Having been in an intensive language-immersion course for two years now (called Marry a Chinese Woman Who Doesn't Speak English — I highly recommend it), I seldom get the tones wrong in my Chinese pronunciation. The other day, however, I flubbed.
Ma Lei's father had asked us to pick up some cigars for a fairly wealthy friend of his, in exchange for a bunch of money. The word for "smoke" is yan, spoken in a high flat tone — much the same as singing a high note in English. The word for "salt," unfortunately, is also yan, spoken in a rising tone like a question. ("Do you want some salt?" That same sort of tone.)

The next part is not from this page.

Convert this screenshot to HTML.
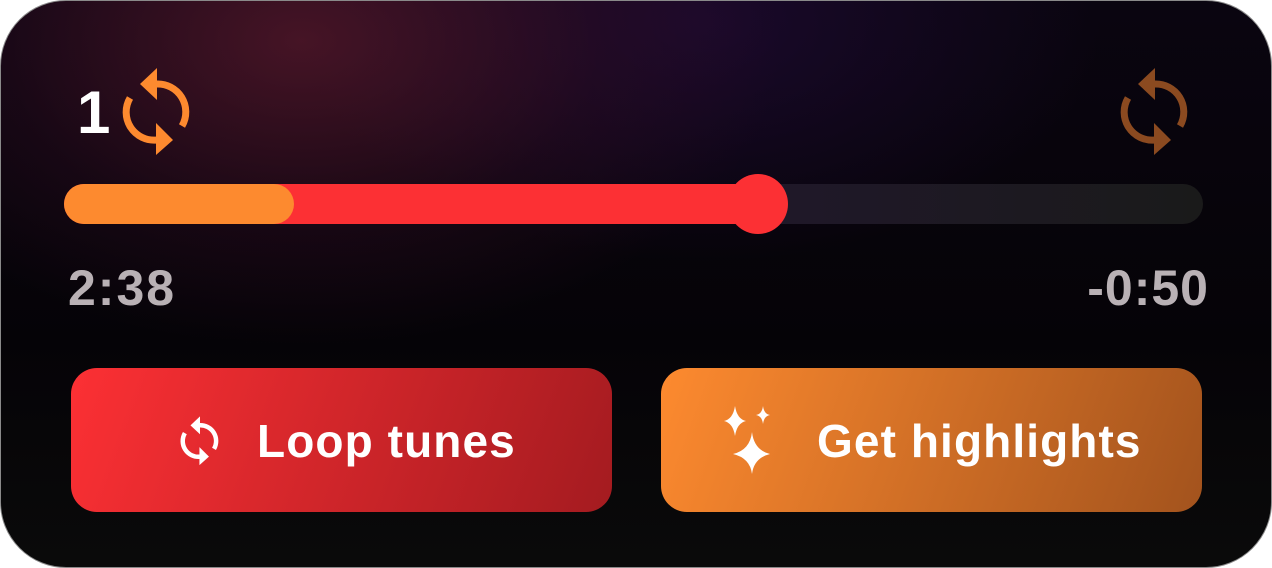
<!DOCTYPE html>
<html><head><style>
html,body{margin:0;padding:0;background:#fff;width:1272px;height:568px;overflow:hidden}
.card{position:absolute;left:0;top:0;width:1272px;height:568px;box-sizing:border-box;border-radius:66px;border:1px solid #8a8a8a;overflow:hidden;
background:
radial-gradient(ellipse 600px 380px at 300px 40px, rgba(90,25,45,.75), rgba(60,15,40,.3) 50%, transparent 80%),
radial-gradient(ellipse 500px 300px at 700px 20px, rgba(30,10,50,.8), transparent 80%),
linear-gradient(180deg,#0a0510,#050307 60%,#0a0a0a);}
.in{position:absolute;left:-1px;top:-1px;width:1272px;height:568px}
.t{position:absolute;font-family:"Liberation Sans",sans-serif;font-weight:bold}
.track{position:absolute;left:64px;top:184px;width:1139px;height:40px;border-radius:20px;background:linear-gradient(90deg,#2a1a30,#1f1828 65%,#1a1a1a)}
.red{position:absolute;left:64px;top:184px;width:700px;height:40px;border-radius:20px;background:#fc3034}
.or{position:absolute;left:64px;top:184px;width:230px;height:40px;border-radius:20px;background:#fd8a2f}
.knob{position:absolute;left:728px;top:174px;width:60px;height:60px;border-radius:50%;background:#fc3034}
.btn{position:absolute;top:368px;height:144px;width:541px;border-radius:26px}
</style></head><body>
<div class="card"><div class="in">
<div class="t" style="left:77px;top:78px;font-size:60px;color:#fff">1</div>
<svg style="position:absolute;left:119px;top:62px" width="76" height="100" viewBox="119 62 76 100">
<path d="M156 84 A28 28 0 0 1 182 126" fill="none" stroke="#fd8a2f" stroke-width="7"/>
<path d="M157 140 A28 28 0 0 1 130 98" fill="none" stroke="#fd8a2f" stroke-width="7"/>
<path d="M157 68 L157 100 L140 84Z" fill="#fd8a2f"/>
<path d="M156 123 L156 155 L173 140Z" fill="#fd8a2f"/>
</svg>
<svg style="position:absolute;left:1117px;top:62px" width="76" height="100" viewBox="119 62 76 100">
<path d="M156 84 A28 28 0 0 1 182 126" fill="none" stroke="#8b4a20" stroke-width="7"/>
<path d="M157 140 A28 28 0 0 1 130 98" fill="none" stroke="#8b4a20" stroke-width="7"/>
<path d="M157 68 L157 100 L140 84Z" fill="#8b4a20"/>
<path d="M156 123 L156 155 L173 140Z" fill="#8b4a20"/>
</svg>
<div class="track"></div><div class="red"></div><div class="or"></div><div class="knob"></div>
<div class="t" style="left:68px;top:259px;font-size:50px;letter-spacing:2px;color:#b9b1b5">2:38</div>
<div class="t" style="right:63px;top:259px;font-size:50px;letter-spacing:1px;color:#b9b1b5">-0:50</div>
<div class="btn" style="left:71px;background:linear-gradient(110deg,#fc3034,#a41b20)"></div>
<div class="btn" style="left:661px;background:linear-gradient(110deg,#fd8a2f,#a3531d)"></div>
<svg style="position:absolute;left:175px;top:413px" width="50" height="56" viewBox="119 62 76 100">
<path d="M156 84 A28 28 0 0 1 182 126" fill="none" stroke="#fff" stroke-width="8"/>
<path d="M157 140 A28 28 0 0 1 130 98" fill="none" stroke="#fff" stroke-width="8"/>
<path d="M157 68 L157 100 L140 84Z" fill="#fff"/>
<path d="M156 123 L156 155 L173 140Z" fill="#fff"/>
</svg>
<div class="t" style="left:257px;top:414px;font-size:46px;letter-spacing:1.1px;color:#fff">Loop tunes</div>
<svg style="position:absolute;left:722px;top:406px" width="60" height="70" viewBox="0 0 60 70">
<path d="M13 0 Q15 13 24 15 Q15 17 13 30 Q11 17 2 15 Q11 13 13 0Z" fill="#fff"/>
<path d="M41 0 Q42 8 48 9 Q42 10 41 18 Q40 10 34 9 Q40 8 41 0Z" fill="#fff"/>
<path d="M30 26 Q32 44 48 48 Q32 52 30 68 Q28 52 11 48 Q28 44 30 26Z" fill="#fff"/>
</svg>
<div class="t" style="left:817px;top:414px;font-size:46px;letter-spacing:1.1px;color:#fff">Get highlights</div>
</div></div>
</body></html>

Ma Lei had asked me about the cigars earlier in the morning, and mid-afternoon we happened to be running some errands near a smoke shop. I asked if she wanted to go check out the yan, but I said it like "salt," not like "smoke."
"Salt shop?!" She asked incredulously. "America has salt shops?!"

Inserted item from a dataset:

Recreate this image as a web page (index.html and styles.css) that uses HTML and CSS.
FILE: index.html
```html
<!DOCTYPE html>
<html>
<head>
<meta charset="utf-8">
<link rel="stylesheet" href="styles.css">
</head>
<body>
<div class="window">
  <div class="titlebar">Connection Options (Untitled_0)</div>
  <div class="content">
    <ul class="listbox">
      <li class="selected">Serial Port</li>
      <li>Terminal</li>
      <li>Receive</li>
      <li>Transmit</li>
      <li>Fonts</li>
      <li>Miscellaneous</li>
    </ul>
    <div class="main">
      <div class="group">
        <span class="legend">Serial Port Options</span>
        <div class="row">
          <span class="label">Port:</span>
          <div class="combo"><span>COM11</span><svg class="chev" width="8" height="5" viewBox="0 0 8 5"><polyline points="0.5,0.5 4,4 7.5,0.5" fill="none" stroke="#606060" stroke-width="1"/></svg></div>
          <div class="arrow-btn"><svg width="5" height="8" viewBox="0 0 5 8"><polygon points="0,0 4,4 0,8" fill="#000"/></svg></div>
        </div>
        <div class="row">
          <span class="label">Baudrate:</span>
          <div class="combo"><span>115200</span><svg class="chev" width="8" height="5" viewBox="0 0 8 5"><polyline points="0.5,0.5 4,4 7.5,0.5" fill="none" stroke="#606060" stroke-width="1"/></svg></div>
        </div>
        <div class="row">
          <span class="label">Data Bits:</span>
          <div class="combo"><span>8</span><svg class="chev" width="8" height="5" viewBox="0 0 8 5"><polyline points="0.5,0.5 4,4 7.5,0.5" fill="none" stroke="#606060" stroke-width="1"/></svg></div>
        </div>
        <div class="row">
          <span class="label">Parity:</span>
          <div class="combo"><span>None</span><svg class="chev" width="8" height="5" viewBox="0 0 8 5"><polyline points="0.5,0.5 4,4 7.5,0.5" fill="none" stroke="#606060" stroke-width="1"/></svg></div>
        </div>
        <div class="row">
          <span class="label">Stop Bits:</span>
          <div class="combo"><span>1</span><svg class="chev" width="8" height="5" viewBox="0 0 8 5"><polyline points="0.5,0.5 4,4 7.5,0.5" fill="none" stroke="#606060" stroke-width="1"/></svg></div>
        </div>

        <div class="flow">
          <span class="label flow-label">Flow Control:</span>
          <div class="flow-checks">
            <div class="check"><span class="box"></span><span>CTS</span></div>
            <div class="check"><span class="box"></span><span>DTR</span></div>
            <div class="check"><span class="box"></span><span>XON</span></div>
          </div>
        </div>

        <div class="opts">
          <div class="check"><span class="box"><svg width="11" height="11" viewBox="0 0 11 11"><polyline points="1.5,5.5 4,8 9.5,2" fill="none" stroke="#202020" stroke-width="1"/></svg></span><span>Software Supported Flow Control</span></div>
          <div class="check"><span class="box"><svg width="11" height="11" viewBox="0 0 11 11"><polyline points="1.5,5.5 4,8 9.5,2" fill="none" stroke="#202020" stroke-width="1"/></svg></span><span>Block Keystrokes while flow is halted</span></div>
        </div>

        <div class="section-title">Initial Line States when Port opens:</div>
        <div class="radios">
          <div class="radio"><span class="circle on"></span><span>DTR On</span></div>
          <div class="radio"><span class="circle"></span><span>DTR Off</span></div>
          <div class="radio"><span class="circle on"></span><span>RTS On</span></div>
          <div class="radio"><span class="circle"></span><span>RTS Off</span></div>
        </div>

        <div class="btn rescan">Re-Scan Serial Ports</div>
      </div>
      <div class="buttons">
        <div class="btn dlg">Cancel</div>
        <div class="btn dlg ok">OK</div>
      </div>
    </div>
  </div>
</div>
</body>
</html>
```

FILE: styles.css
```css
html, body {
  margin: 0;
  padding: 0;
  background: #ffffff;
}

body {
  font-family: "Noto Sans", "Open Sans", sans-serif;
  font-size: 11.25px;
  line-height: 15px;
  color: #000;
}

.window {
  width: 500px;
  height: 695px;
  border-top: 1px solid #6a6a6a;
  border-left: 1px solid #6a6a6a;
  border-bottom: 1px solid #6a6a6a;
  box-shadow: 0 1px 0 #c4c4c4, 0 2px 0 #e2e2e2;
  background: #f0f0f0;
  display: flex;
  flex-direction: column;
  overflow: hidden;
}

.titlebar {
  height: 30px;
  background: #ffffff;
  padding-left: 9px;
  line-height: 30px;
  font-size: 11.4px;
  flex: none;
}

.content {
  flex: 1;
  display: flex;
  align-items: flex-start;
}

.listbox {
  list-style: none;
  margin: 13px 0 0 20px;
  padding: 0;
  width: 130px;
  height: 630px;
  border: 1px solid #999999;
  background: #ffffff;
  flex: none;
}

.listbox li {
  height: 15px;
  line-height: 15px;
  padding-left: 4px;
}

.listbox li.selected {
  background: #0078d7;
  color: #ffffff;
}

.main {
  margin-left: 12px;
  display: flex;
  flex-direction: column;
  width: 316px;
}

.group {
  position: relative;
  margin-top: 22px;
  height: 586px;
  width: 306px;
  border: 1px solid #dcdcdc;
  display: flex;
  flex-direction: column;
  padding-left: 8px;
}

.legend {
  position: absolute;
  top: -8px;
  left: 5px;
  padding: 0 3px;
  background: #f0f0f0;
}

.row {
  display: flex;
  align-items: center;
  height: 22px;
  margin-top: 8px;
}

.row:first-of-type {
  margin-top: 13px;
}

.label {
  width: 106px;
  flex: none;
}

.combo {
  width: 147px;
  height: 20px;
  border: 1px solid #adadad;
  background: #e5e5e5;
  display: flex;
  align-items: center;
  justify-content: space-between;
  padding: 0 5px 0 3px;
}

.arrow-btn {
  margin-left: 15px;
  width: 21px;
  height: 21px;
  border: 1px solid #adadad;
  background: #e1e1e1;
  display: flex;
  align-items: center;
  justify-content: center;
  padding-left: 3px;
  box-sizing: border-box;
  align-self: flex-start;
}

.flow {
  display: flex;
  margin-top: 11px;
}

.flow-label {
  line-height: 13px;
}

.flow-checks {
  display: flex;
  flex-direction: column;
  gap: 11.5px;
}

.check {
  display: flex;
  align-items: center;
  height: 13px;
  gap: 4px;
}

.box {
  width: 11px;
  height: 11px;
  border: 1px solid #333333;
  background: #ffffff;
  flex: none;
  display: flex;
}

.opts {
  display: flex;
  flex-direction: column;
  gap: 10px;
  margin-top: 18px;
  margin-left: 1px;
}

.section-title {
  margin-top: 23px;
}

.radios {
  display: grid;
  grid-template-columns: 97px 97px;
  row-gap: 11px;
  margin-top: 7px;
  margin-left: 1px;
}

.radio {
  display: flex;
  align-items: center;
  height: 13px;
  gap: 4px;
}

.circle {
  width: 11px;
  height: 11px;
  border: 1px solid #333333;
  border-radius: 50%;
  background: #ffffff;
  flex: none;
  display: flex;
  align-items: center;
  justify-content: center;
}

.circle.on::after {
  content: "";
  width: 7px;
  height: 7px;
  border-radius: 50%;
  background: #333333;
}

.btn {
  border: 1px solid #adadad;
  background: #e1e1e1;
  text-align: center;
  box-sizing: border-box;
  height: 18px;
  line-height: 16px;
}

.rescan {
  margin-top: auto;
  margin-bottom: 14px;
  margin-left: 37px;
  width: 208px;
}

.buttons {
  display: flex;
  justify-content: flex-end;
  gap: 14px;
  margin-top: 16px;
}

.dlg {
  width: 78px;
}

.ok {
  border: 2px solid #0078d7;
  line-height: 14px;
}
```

"Dui," I said: "Yes. America has many different flavors of salt
"I told you no such thing," she responded. "Did you have some sort of crazy dream about salt?" (I kid you not, that's exactly what she asked me.)

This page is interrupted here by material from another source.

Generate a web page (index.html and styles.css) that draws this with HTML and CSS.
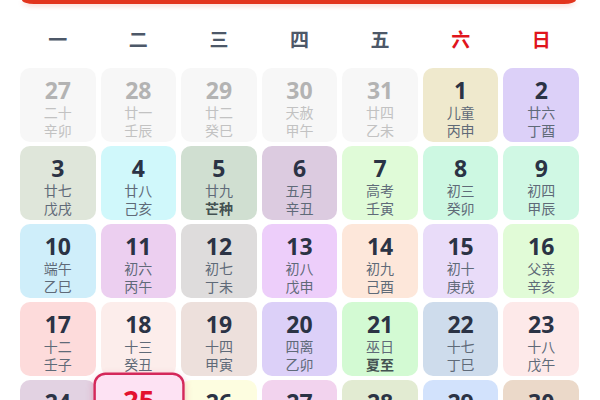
FILE: index.html
```html
<!DOCTYPE html>
<html lang="zh">
<head>
<meta charset="utf-8">
<link rel="stylesheet" href="styles.css">
</head>
<body>
<div class="page">
  <div class="topbar"></div>
  <div class="weekdays">
    <div class="wd">一</div><div class="wd">二</div><div class="wd">三</div><div class="wd">四</div><div class="wd">五</div><div class="wd weekend">六</div><div class="wd weekend">日</div>
  </div>
  <div class="grid">
    <div class="cell other"><div class="num">27</div><div class="lu">二十</div><div class="lu">辛卯</div></div>
    <div class="cell other"><div class="num">28</div><div class="lu">廿一</div><div class="lu">壬辰</div></div>
    <div class="cell other"><div class="num">29</div><div class="lu">廿二</div><div class="lu">癸巳</div></div>
    <div class="cell other"><div class="num">30</div><div class="lu">天赦</div><div class="lu">甲午</div></div>
    <div class="cell other"><div class="num">31</div><div class="lu">廿四</div><div class="lu">乙未</div></div>
    <div class="cell c-khaki"><div class="num">1</div><div class="lu">儿童</div><div class="lu">丙申</div></div>
    <div class="cell c-lavender"><div class="num">2</div><div class="lu">廿六</div><div class="lu">丁酉</div></div>

    <div class="cell c-sage"><div class="num">3</div><div class="lu">廿七</div><div class="lu">戊戌</div></div>
    <div class="cell c-cyan"><div class="num">4</div><div class="lu">廿八</div><div class="lu">己亥</div></div>
    <div class="cell c-green-grey"><div class="num">5</div><div class="lu">廿九</div><div class="lu term">芒种</div></div>
    <div class="cell c-mauve"><div class="num">6</div><div class="lu">五月</div><div class="lu">辛丑</div></div>
    <div class="cell c-pale-green"><div class="num">7</div><div class="lu">高考</div><div class="lu">壬寅</div></div>
    <div class="cell c-mint"><div class="num">8</div><div class="lu">初三</div><div class="lu">癸卯</div></div>
    <div class="cell c-mint2"><div class="num">9</div><div class="lu">初四</div><div class="lu">甲辰</div></div>

    <div class="cell c-sky"><div class="num">10</div><div class="lu">端午</div><div class="lu">乙巳</div></div>
    <div class="cell c-orchid"><div class="num">11</div><div class="lu">初六</div><div class="lu">丙午</div></div>
    <div class="cell c-grey"><div class="num">12</div><div class="lu">初七</div><div class="lu">丁未</div></div>
    <div class="cell c-lilac"><div class="num">13</div><div class="lu">初八</div><div class="lu">戊申</div></div>
    <div class="cell c-peach"><div class="num">14</div><div class="lu">初九</div><div class="lu">己酉</div></div>
    <div class="cell c-lavender2"><div class="num">15</div><div class="lu">初十</div><div class="lu">庚戌</div></div>
    <div class="cell c-lime"><div class="num">16</div><div class="lu">父亲</div><div class="lu">辛亥</div></div>

    <div class="cell c-pink"><div class="num">17</div><div class="lu">十二</div><div class="lu">壬子</div></div>
    <div class="cell c-blush"><div class="num">18</div><div class="lu">十三</div><div class="lu">癸丑</div></div>
    <div class="cell c-beige"><div class="num">19</div><div class="lu">十四</div><div class="lu">甲寅</div></div>
    <div class="cell c-lavender"><div class="num">20</div><div class="lu">四离</div><div class="lu">乙卯</div></div>
    <div class="cell c-green"><div class="num">21</div><div class="lu">巫日</div><div class="lu term">夏至</div></div>
    <div class="cell c-steel"><div class="num">22</div><div class="lu">十七</div><div class="lu">丁巳</div></div>
    <div class="cell c-rose"><div class="num">23</div><div class="lu">十八</div><div class="lu">戊午</div></div>

    <div class="cell c-mauve2"><div class="num">24</div><div class="lu">十九</div><div class="lu">己未</div></div>
    <div class="cell today"><div class="num">25</div><div class="lu">二十</div><div class="lu">庚申</div></div>
    <div class="cell c-cream"><div class="num">26</div><div class="lu">廿一</div><div class="lu">辛酉</div></div>
    <div class="cell c-pink2"><div class="num">27</div><div class="lu">廿二</div><div class="lu">壬戌</div></div>
    <div class="cell c-olive"><div class="num">28</div><div class="lu">廿三</div><div class="lu">癸亥</div></div>
    <div class="cell c-blue"><div class="num">29</div><div class="lu">廿四</div><div class="lu">甲子</div></div>
    <div class="cell c-tan"><div class="num">30</div><div class="lu">廿五</div><div class="lu">乙丑</div></div>
  </div>
</div>
</body>
</html>
```

FILE: styles.css
```css
html, body {
  margin: 0;
  padding: 0;
  background: #ffffff;
}
body {
  font-family: "Noto Sans", "Open Sans", "Noto Sans CJK SC", sans-serif;
  width: 600px;
  height: 400px;
  overflow: hidden;
}
.page {
  padding: 0 21px 0 20px;
}
.topbar {
  height: 4px;
  margin: 0 3px 0 2px;
  background: #e2341d;
  border-radius: 0 0 12px 12px / 0 0 4px 4px;
  box-shadow: 0 2px 5px rgba(226, 52, 29, 0.22);
}
.weekdays {
  display: grid;
  grid-template-columns: repeat(7, 1fr);
  column-gap: 5px;
  margin-top: 23px;
  margin-bottom: 17px;
}
.wd {
  text-align: center;
  height: 24px;
  line-height: 24px;
  font-family: "Noto Sans CJK SC", sans-serif;
  font-size: 19px;
  font-weight: 700;
  color: #4d5868;
}
.wd.weekend {
  color: #e0141c;
}
.grid {
  display: grid;
  grid-template-columns: repeat(7, 1fr);
  grid-auto-rows: 74px;
  column-gap: 5px;
  row-gap: 4px;
}
.cell {
  border-radius: 10px;
  text-align: center;
  padding-top: 9px;
  box-sizing: border-box;
}
.num {
  font-family: "Open Sans", "Noto Sans", sans-serif;
  font-size: 23px;
  font-weight: 700;
  line-height: 26px;
  color: #2b3345;
}
.lu {
  font-family: "Noto Sans CJK SC", sans-serif;
  font-size: 14px;
  line-height: 18px;
  color: #5f6a78;
}
.lu.term {
  font-weight: 700;
  color: #445252;
}
.cell.other {
  background: #f7f7f7;
}
.cell.other .num {
  color: #b3b3b3;
}
.cell.other .lu {
  color: #c2c2c2;
}
.cell.today {
  background: #fde2f3;
  border: 2px solid #d4285a;
  padding-top: 7px;
  transform: scale(1.2);
  box-shadow: 0 2px 6px rgba(212, 40, 90, 0.25);
}
.cell.today .num {
  color: #e3122f;
}
.c-khaki { background: #efe9cd; }
.c-lavender { background: #dcd0f8; }
.c-sage { background: #dfe6da; }
.c-cyan { background: #d0f8fb; }
.c-green-grey { background: #d0dfd1; }
.c-mauve { background: #dccbe0; }
.c-pale-green { background: #e0fbd8; }
.c-mint { background: #cdf8e2; }
.c-mint2 { background: #d0f8e4; }
.c-sky { background: #cfeefa; }
.c-orchid { background: #eccff0; }
.c-grey { background: #dedcdc; }
.c-lilac { background: #edcefa; }
.c-peach { background: #fde7da; }
.c-lavender2 { background: #e9dcf9; }
.c-lime { background: #e1fbd7; }
.c-pink { background: #fddbdb; }
.c-blush { background: #fcedeb; }
.c-beige { background: #ede0dc; }
.c-green { background: #d3fad3; }
.c-steel { background: #cedcec; }
.c-rose { background: #fde9e9; }
.c-mauve2 { background: #e2d2e2; }
.c-cream { background: #fdfde0; }
.c-pink2 { background: #f2d3ee; }
.c-olive { background: #e2ebd2; }
.c-blue { background: #d2e2fc; }
.c-tan { background: #ebd9c9; }
```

"No, it wasn't a dream! We already went and bought your brother expensive salt to give his boss. Your dad wanted the same sort of salt. Did you forget?!"
"No," she said. "Why the hell would I want to go to a salt shop?! Let's just go to the beach."
Later, she reminded me that her father had asked us to buy cigars, and I was re-flummoxed. "We were right next door to a cigar shop," I challenged, "and you told me you didn't want any." She thought, and thought, and thought, and finally remembered: "No, you dumbass, you told me it was a salt shop!"
My bad! Not all yans are created equal.